Manipulate measurement data to eliminate columns that do not pertain to retained features, and to attach descriptive variable names.
- Columns of measurement data frame(called “data”) are selected using the index variable(feats$V1) retained from filtering the features data frame.
- Variable names are attached using the features variable(feats$V2).
##This next segment deals with cleaning up the features data set and using it to clean the measurement data set and lable the variables
###Load features data set
feats <- read.table("./UCI HAR Dataset/features.txt", stringsAsFactor = FALSE)
###Select Only for only the variables that correspond with the mean and standard deviation measurements
feats <- filter(feats, grepl("mean\\(", V2) | grepl("std\\(", V2))
###Remove unneccessary puncuation and change remaining variable names to lower case
feats$V2 <- tolower(feats$V2)
feats$V2 <- gsub("-", "", feats$V2)
feats$V2 <- gsub("\\(", "", feats$V2)
feats$V2 <- gsub("\\)", "", feats$V2)
###Give features variables more descriptive names
feats$V2 <- gsub("std", "standarddeviation", feats$V2)
feats$V2 <- gsub("tbody", "timebody", feats$V2)
feats$V2 <- gsub("tgravity", "timegravity", feats$V2)
feats$V2 <- gsub("acc", "acceleration", feats$V2)
feats$V2 <- gsub("fbody", "frequencybody", feats$V2)
feats$V2 <- gsub("mag", "magnitude", feats$V2)
### Use column that indicated the index of the features to select for the corresponding columns from the measurement data
data <- select(data, feats$V1)
### Set variable names of the measurement data using the features data
colnames(data) <- feats$V2
Attach variables for activity and subject data to measurement data, and give activity descriptive names
- Activity and subject data are given descriptive variable names
- Activity and subject columns are added to the measurement data to create one unified data frame(data).
- Activity, subject, and feats data frames are removed from environment leaving only unified data frame.
- Numerical identifiers are replace with descriptive activity names in activity column.
## This section of the code covers labling the activity and subject data, attaching them to the measurement data and giving the activities descriptive names
###lable subject and activity data
colnames(activity) <- "activity"
colnames(subject) <- "subject"
###attach the subject and activity to the measurement data to creat one unified data set
data <- cbind(data, subject, activity)
rm(list = c("activity", "feats", "subject"))
###Give activity data descriptive names
data$activity[data$activity == 1] <- "walking"
data$activity[data$activity == 2] <- "walking upstairs"
data$activity[data$activity == 3] <- "walking downstairs"
data$activity[data$activity == 4] <- "sitting"
data$activity[data$activity == 5] <- "standing"
data$activity[data$activity == 6] <- "laying"

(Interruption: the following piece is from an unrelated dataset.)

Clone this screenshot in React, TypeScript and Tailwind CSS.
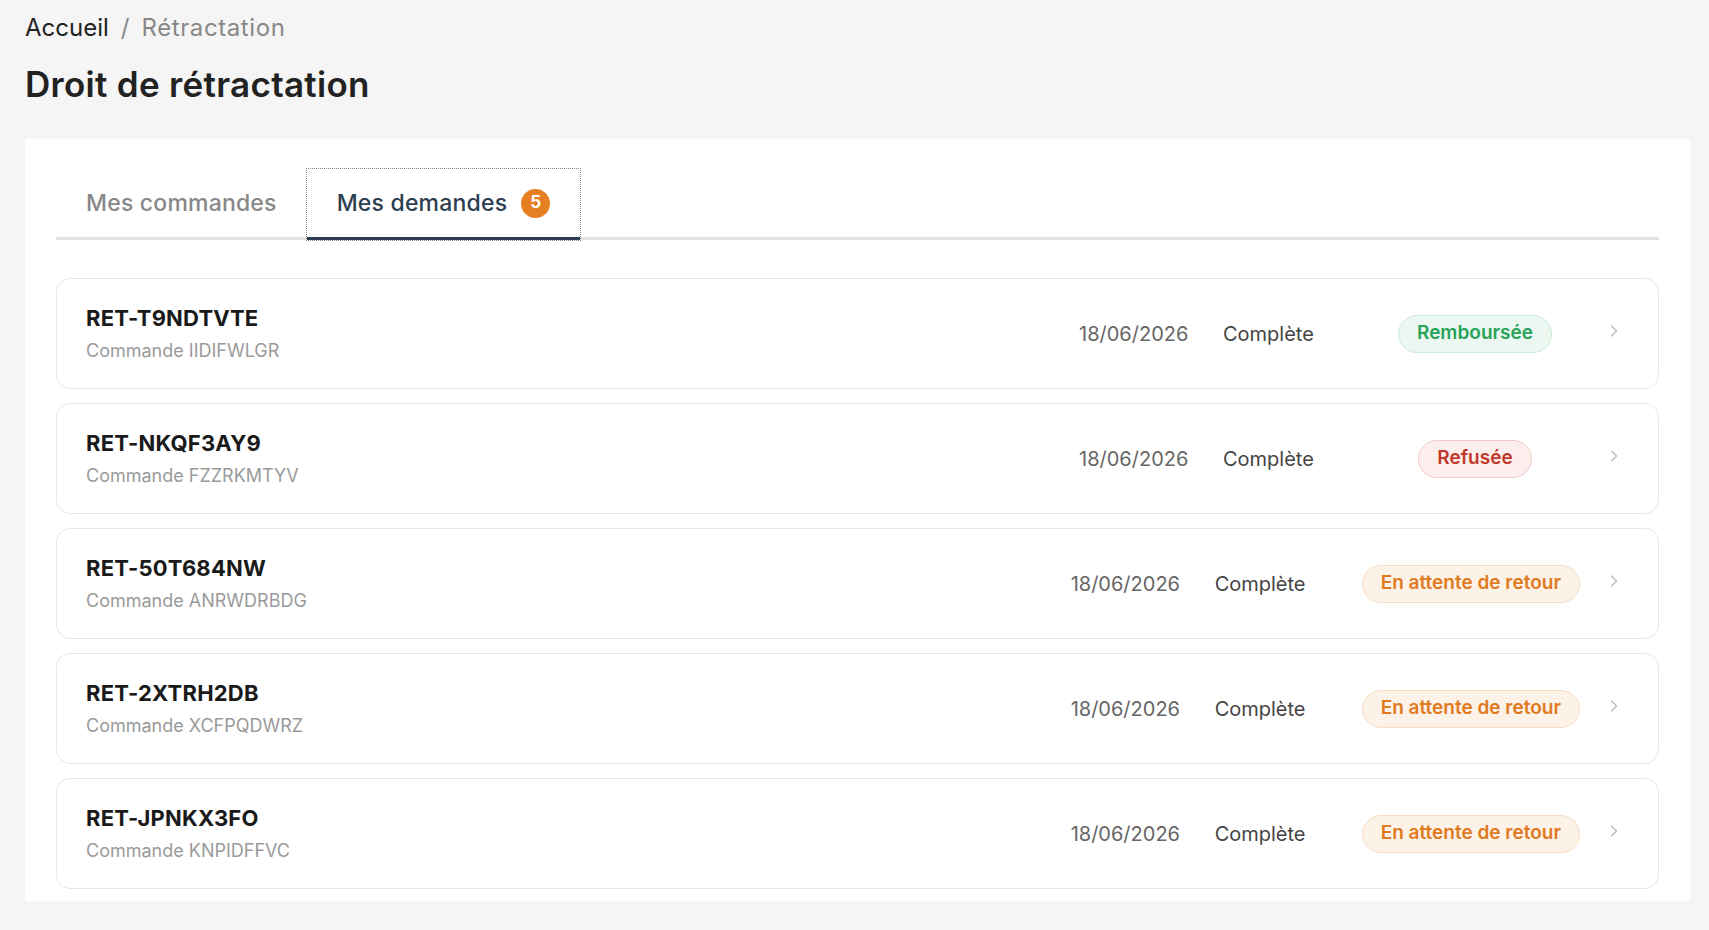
import { ChevronRight } from "lucide-react";

type Status = "refunded" | "refused" | "pending";

const requests: { id: string; order: string; date: string; state: string; status: Status }[] = [
  { id: "RET-T9NDTVTE", order: "IIDIFWLGR", date: "18/06/2026", state: "Complète", status: "refunded" },
  { id: "RET-NKQF3AY9", order: "FZZRKMTYV", date: "18/06/2026", state: "Complète", status: "refused" },
  { id: "RET-50T684NW", order: "ANRWDRBDG", date: "18/06/2026", state: "Complète", status: "pending" },
  { id: "RET-2XTRH2DB", order: "XCFPQDWRZ", date: "18/06/2026", state: "Complète", status: "pending" },
  { id: "RET-JPNKX3FO", order: "KNPIDFFVC", date: "18/06/2026", state: "Complète", status: "pending" },
];

function StatusBadge({ status }: { status: Status }) {
  if (status === "refunded") {
    return (
      <span className="h-[38px] px-[18px] flex items-center rounded-full border border-[#c8ead5] bg-[#ebf7f0] text-[#27a35a] text-[19px] font-semibold">
        Remboursée
      </span>
    );
  }
  if (status === "refused") {
    return (
      <span className="h-[38px] px-[18px] flex items-center rounded-full border border-[#f3c9c9] bg-[#fdeeee] text-[#c0392b] text-[19px] font-semibold">
        Refusée
      </span>
    );
  }
  return (
    <span className="h-[38px] px-[18px] flex items-center rounded-full border border-[#f7dcc2] bg-[#fdf2e8] text-[#e07a1f] text-[19px] font-semibold whitespace-nowrap">
      En attente de retour
    </span>
  );
}

export default function App() {
  return (
    <main className="min-h-screen bg-[#f5f5f5] pl-[25px] pr-[19px] pt-[12px] font-['Inter',sans-serif] text-[#222]">
      {/* Fil d'ariane */}
      <nav className="flex items-center gap-[12px] text-[24px] leading-8">
        <span className="text-[#222]">Accueil</span>
        <span className="text-[#888]">/</span>
        <span className="text-[#888] tracking-[0.6px]">Rétractation</span>
      </nav>

      <h1 className="mt-[20px] text-[35px] leading-10 font-semibold tracking-[0.3px] text-[#222]">
        Droit de rétractation
      </h1>

      <section className="mt-[35px] bg-white px-[31px] pt-[30px] pb-[12px]">
        {/* Onglets */}
        <div className="flex border-b-[3px] border-[#e2e2e2]">
          <button className="h-[71px] -mb-[3px] px-[30px] flex items-center border-b-[3px] border-transparent text-[23px] tracking-[0.2px] font-medium text-[#888]">
            Mes commandes
          </button>
          <button className="h-[71px] -mb-[3px] px-[30px] flex items-center gap-[14px] border-b-[3px] border-[#2c3e50] outline-1 outline-dotted outline-[#888] text-[23px] tracking-[0.2px] font-medium text-[#2c3e50]">
            Mes demandes
            <span className="w-[29px] h-[29px] rounded-full bg-[#e67e22] text-white text-[17px] font-bold flex items-center justify-center">
              5
            </span>
          </button>
        </div>

        {/* Liste des demandes */}
        <div className="mt-[38px] flex flex-col gap-[14px]">
          {requests.map((r) => (
            <div
              key={r.id}
              className="h-[111px] flex items-center justify-between rounded-[14px] border border-[#e6e6e6] bg-white pl-[29px] pr-[34px]"
            >
              <div className="flex flex-col gap-[7px]">
                <span className="text-[22px] leading-7 font-bold tracking-[0.2px] text-[#1a1a1a]">{r.id}</span>
                <span className="text-[18px] leading-6 text-[#9a9a9a]">Commande {r.order}</span>
              </div>
              <div className="flex items-center gap-[24px]">
                <span className="min-w-[120px] text-[20px] text-[#666]">{r.date}</span>
                <span className="min-w-[123px] text-[20px] text-[#444]">{r.state}</span>
                <div className="min-w-[210px] flex justify-center">
                  <StatusBadge status={r.status} />
                </div>
                <ChevronRight size={20} strokeWidth={1.5} className="text-[#bbb] -mt-[6px]" />
              </div>
            </div>
          ))}
        </div>
      </section>
    </main>
  );
}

Create and save tidy data set
- New data set is is created from unified data frame that takes mean values for all measurements by subject and activity called “tidydata”.
- Tidy data frame is saved as tidydata.txt in working directory.
## The final segment creates a second tidy data set that contains the average for the measurements for each activity and subject
###Use dplyr to create indpendent tidy data set grouped by subject and activity then average the measurements for each grouping
tidy_df <- data %>%
group_by(subject, activity) %>%
summarise_each(funs(mean))
###Save data set as text file
write.table(tidy_df, file = "tidydata.txt", row.names = FALSE)